Transcribe every line from the top down to the line with "const categories = [0, 0, 2, 0, 0, 0];", both ends included, but not the pictures.

◆ ◆ ◆ ◆

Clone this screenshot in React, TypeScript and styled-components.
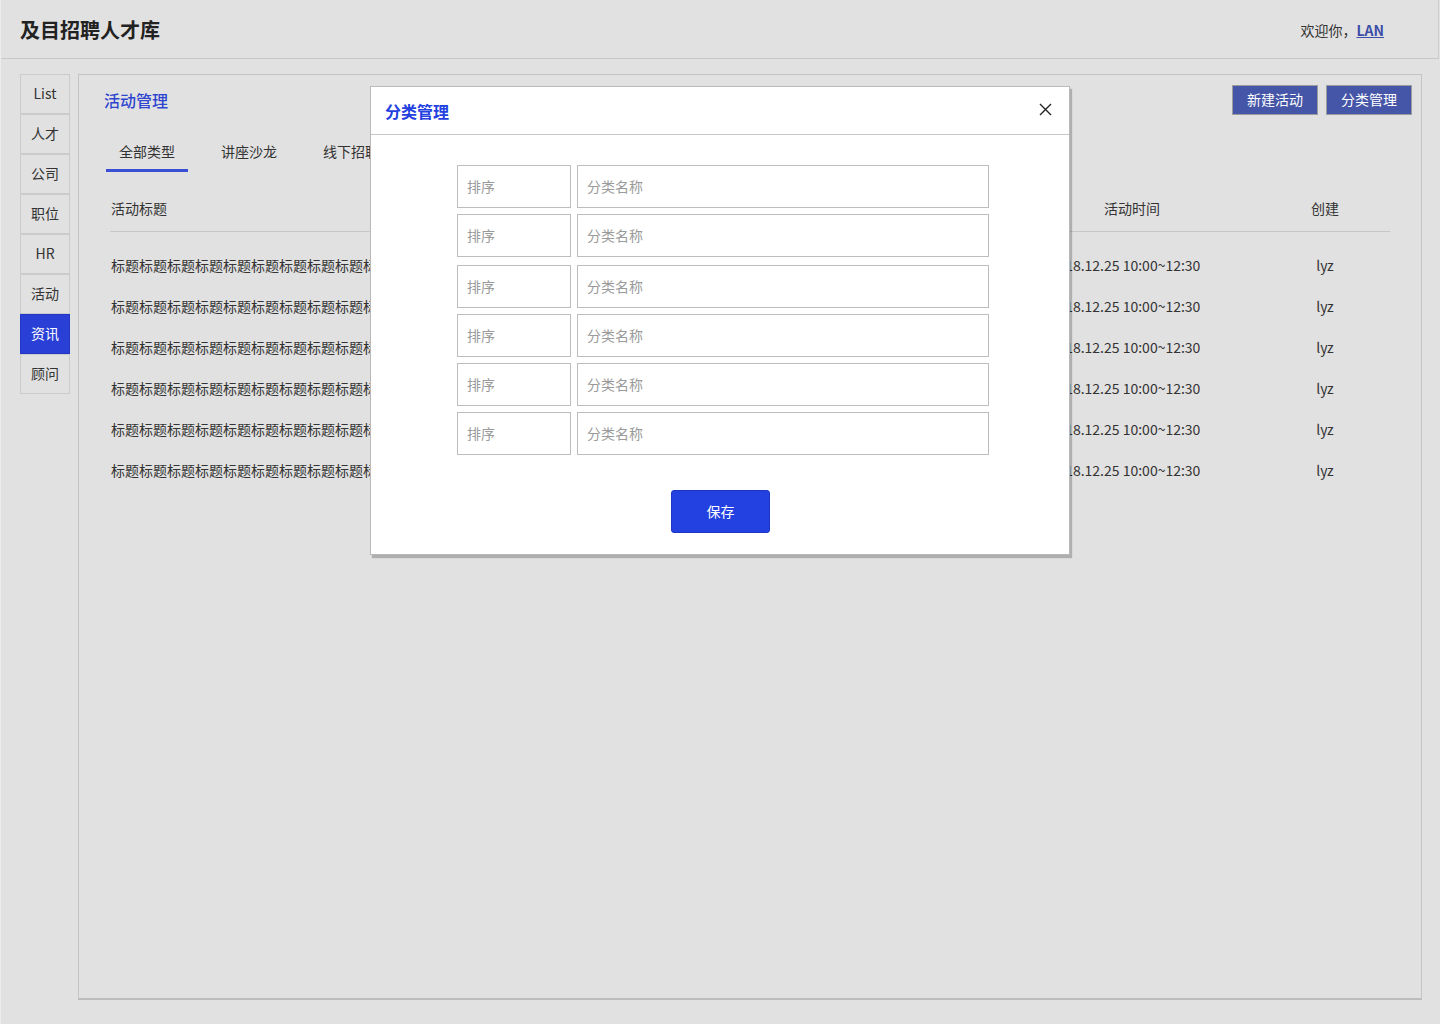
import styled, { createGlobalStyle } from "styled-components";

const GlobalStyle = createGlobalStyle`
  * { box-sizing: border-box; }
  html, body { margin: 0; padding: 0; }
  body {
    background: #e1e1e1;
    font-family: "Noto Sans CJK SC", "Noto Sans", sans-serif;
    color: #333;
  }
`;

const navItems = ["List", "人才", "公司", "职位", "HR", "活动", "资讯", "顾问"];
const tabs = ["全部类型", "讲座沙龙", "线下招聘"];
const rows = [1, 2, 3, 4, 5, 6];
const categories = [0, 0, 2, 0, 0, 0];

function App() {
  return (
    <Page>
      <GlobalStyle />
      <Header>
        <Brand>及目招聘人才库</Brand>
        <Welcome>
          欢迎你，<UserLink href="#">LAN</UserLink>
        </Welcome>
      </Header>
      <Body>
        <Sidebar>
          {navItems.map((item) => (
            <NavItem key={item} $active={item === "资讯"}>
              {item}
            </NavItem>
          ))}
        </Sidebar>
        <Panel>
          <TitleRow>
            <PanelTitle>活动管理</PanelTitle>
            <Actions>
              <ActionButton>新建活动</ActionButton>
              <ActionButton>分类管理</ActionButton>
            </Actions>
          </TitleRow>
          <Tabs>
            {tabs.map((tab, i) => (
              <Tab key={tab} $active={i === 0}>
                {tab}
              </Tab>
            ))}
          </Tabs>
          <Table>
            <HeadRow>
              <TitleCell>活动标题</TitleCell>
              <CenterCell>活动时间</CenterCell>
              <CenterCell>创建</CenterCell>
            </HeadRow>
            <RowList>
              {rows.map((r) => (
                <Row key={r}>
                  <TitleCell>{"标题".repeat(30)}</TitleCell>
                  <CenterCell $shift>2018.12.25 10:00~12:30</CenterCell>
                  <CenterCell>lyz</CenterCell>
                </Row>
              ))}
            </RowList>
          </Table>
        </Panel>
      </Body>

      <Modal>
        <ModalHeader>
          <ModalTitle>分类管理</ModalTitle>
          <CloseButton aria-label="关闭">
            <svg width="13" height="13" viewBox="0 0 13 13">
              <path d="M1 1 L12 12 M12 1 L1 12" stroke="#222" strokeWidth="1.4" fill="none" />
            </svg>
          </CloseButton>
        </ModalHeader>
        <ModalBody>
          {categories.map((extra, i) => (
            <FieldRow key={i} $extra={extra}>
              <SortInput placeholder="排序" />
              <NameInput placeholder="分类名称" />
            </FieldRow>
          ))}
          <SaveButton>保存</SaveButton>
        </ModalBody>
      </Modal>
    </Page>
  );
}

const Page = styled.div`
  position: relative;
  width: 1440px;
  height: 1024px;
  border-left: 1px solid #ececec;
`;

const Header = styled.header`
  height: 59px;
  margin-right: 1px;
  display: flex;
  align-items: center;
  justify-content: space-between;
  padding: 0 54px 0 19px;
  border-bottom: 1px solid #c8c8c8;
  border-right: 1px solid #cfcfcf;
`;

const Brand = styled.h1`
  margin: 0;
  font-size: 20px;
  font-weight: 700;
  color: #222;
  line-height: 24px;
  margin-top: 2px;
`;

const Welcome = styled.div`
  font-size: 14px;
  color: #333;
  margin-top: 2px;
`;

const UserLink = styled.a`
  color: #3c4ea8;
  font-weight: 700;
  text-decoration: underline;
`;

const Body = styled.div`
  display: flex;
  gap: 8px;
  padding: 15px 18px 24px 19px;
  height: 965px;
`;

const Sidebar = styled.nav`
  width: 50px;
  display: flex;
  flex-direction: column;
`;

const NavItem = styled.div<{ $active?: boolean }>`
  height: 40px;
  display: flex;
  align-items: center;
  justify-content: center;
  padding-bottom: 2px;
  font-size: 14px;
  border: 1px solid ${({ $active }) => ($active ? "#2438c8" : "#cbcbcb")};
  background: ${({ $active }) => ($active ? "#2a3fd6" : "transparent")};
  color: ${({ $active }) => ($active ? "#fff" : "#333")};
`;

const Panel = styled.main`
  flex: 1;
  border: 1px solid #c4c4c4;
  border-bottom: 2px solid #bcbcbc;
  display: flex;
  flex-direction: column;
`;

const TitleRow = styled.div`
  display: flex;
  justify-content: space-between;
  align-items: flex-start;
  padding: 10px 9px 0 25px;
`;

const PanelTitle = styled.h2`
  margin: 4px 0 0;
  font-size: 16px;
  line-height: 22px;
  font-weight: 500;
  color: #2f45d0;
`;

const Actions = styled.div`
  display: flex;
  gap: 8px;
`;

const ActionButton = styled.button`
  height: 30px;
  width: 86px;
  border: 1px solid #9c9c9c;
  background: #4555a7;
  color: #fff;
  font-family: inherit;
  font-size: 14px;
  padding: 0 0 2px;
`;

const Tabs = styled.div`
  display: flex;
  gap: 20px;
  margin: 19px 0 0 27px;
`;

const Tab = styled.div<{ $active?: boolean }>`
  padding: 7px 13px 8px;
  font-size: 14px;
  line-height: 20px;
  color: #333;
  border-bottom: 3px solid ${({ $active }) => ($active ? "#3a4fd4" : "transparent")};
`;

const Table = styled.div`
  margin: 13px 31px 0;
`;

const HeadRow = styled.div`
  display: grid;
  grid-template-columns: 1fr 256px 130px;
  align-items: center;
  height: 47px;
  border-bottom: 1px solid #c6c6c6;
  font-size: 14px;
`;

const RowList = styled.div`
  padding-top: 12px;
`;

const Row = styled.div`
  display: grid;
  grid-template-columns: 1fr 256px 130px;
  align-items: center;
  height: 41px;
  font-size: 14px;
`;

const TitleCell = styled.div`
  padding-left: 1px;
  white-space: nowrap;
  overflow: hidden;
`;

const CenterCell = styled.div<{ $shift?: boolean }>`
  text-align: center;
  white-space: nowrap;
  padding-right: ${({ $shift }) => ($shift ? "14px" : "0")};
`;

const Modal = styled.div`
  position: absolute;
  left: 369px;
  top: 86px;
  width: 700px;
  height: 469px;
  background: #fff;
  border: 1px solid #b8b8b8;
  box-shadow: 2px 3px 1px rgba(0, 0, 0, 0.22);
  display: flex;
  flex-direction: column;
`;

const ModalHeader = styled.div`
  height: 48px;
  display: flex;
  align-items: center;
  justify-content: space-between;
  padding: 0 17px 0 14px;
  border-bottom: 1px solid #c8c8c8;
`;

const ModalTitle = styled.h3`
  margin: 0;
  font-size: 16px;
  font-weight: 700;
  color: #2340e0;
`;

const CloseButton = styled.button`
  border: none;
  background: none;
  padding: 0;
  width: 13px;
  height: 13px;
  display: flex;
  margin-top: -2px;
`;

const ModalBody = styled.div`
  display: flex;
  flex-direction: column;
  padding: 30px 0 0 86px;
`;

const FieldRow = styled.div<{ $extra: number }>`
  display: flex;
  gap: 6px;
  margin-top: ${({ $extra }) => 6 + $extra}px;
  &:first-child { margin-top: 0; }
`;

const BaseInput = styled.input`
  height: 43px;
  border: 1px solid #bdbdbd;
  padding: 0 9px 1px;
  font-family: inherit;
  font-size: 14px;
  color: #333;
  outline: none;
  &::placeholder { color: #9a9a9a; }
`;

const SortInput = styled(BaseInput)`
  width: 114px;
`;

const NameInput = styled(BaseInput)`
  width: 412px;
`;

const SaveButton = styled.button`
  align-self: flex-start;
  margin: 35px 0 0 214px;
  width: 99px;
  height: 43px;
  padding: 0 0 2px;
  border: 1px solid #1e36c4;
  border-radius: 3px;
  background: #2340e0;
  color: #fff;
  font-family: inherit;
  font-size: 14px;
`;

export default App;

◆ ◆ ◆ ◆

◆ Solution ◆
Clone this screenshot in React, TypeScript and styled-components.
import styled, { createGlobalStyle } from "styled-components";

const GlobalStyle = createGlobalStyle`
  * { box-sizing: border-box; }
  html, body { margin: 0; padding: 0; }
  body {
    background: #e1e1e1;
    font-family: "Noto Sans CJK SC", "Noto Sans", sans-serif;
    color: #333;
  }
`;

const navItems = ["List", "人才", "公司", "职位", "HR", "活动", "资讯", "顾问"];
const tabs = ["全部类型", "讲座沙龙", "线下招聘"];
const rows = [1, 2, 3, 4, 5, 6];
const categories = [0, 0, 2, 0, 0, 0];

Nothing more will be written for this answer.